You could give the dataset with the set tag and give the question with the query field:

{% set data = [
{
"repository": "vulcan-sql",
"topic": ["analytics", "data-lake", "data-warehouse", "api-builder"],
"description":"Create and share Data APIs fast! Data API framework for DuckDB, ClickHouse, Snowflake, BigQuery, PostgreSQL"
},
{
"repository": "accio",
"topic": ["data-analytics", "data-lake", "data-warehouse", "bussiness-intelligence"],
"description": "Query Your Data Warehouse Like Exploring One Big View."
},
{
"repository": "hello-world",
"topic": [],
"description": "Sample repository for testing"
}
] %}

-- The source data for "huggingface_table_question_answering" needs to be an array of objects.
SELECT {{ data | huggingface_table_question_answering(query="How many repositories related to data-lake topic?") }} as result

Here is a response returned by huggingface_table_question_answering:

[
{
"result": "{\"answer\":\"COUNT > vulcan-sql, accio\",\"coordinates\":[[0,0],[1,0]],\"cells\":[\"vulcan-sql\",\"accio\"],\"aggregator\":\"COUNT\"}"
}
]

The result will be converted to a JSON string from huggingface_table_question_answering. You could decompress the JSON string and use the result by yourself.

Sample 2 - send the data from the req tag:

You could also use the req tag to keep the query result from the previous SQL condition and save it to a variable named repositories. Then you can use .value() to get the data result and pass it to huggingface_table_question_answering with the pipe operator |.

{% req repositories %}
SELECT * FROM read_csv_auto('Top200StaredRepositories.csv')
{% endreq %}

{% set question = context.params.question %}

SELECT {{ repositories.value() | huggingface_table_question_answering(query=question, wait_for_model=true) }} as result

You may see we also pass the value true to the wait_for_model field, which means waiting for the HuggingFace table question answering to load the pre-trained model; otherwise it may fail due to the model not being loaded completely. For more information, please see the VulcanSQL's Hugging Face Table Question Answering Filter Extension Documentation.

Now we could request API with different questions by the parameter question and get different results!

Scenario 1 - We asked Find the repository has the most stars?, and the Hugging Face model told us that freeCodeCamp has the most stars.

img0

Scenario 2 - We asked How many repositories use Python language? Give repository name, and the Hugging Face model told us awesome-python, httpie and thefuck are using Python language.

img1

As you see, after using the HuggingFace Table Answering Filter, the benefit is:

  • Don't need to change the SQL template file.
  • Don't need to re-build the SQL template file.
  • Don't need to create another SQL template file to satisfy two query scenarios.
info

The quality of response depends on the model used in the HuggingFace Table Answering Filter and how we ask the questions to the model.

However, VulcanSQL not only provides the Table Question Answering Filter feature but also publishes a popular Text Generation Filter for the Hugging Face Filters Extension.

It means you could use the popular models Meta Llama2! 🥳

Text Generation Task Filter

"Text Generation" is another NLP (Natural Language Processing) task provided by Hugging Face.

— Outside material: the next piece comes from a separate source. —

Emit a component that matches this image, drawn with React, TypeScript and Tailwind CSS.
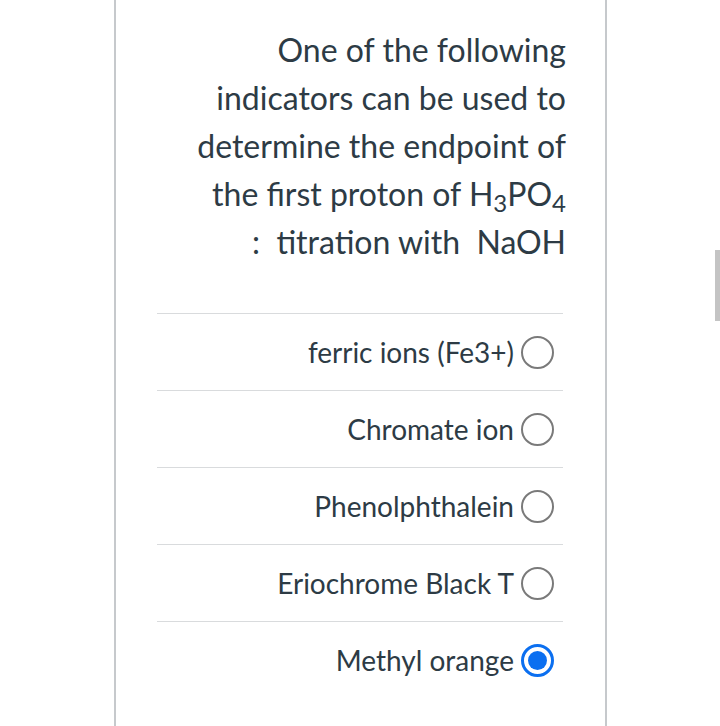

Text generation means producing new text. These models can, for example, fill in incomplete text or paraphrase, or even answer your question according based on your input context.

VulcanSQL also integrates the text generation feature by creating the filter named huggingface_text_generation and allows you to apply functions to variables using the pipe operator (|).

Besides, Hugging Face provides the popular Meta Llama2 models, a collection of pre-trained and fine-tuned generative text models ranging in scale from 7 billion to 70 billion parameters.

img2

In the next sample, we are going to demonstrate how VulcanSQL uses the huggingface_text_generation filter with the Llama2 model meta-llama/Llama-2-13b-chat-hf to answer your question.

info

If you would like to use the Meta Llama2 model, you have at least two options to choose from:

  1. Subscribe to the Hugging Face Pro Account.
  2. Use Hugging Face Inference Endpoints.

For more information, please see VulcanSQL's Text Generation Filter Extension Documentation.

Sample - send the data with the req tag:

The sample uses the HuggingFace access token of the Pro Account to get the result by using the meta-llama/Llama-2-13b-chat-hf model.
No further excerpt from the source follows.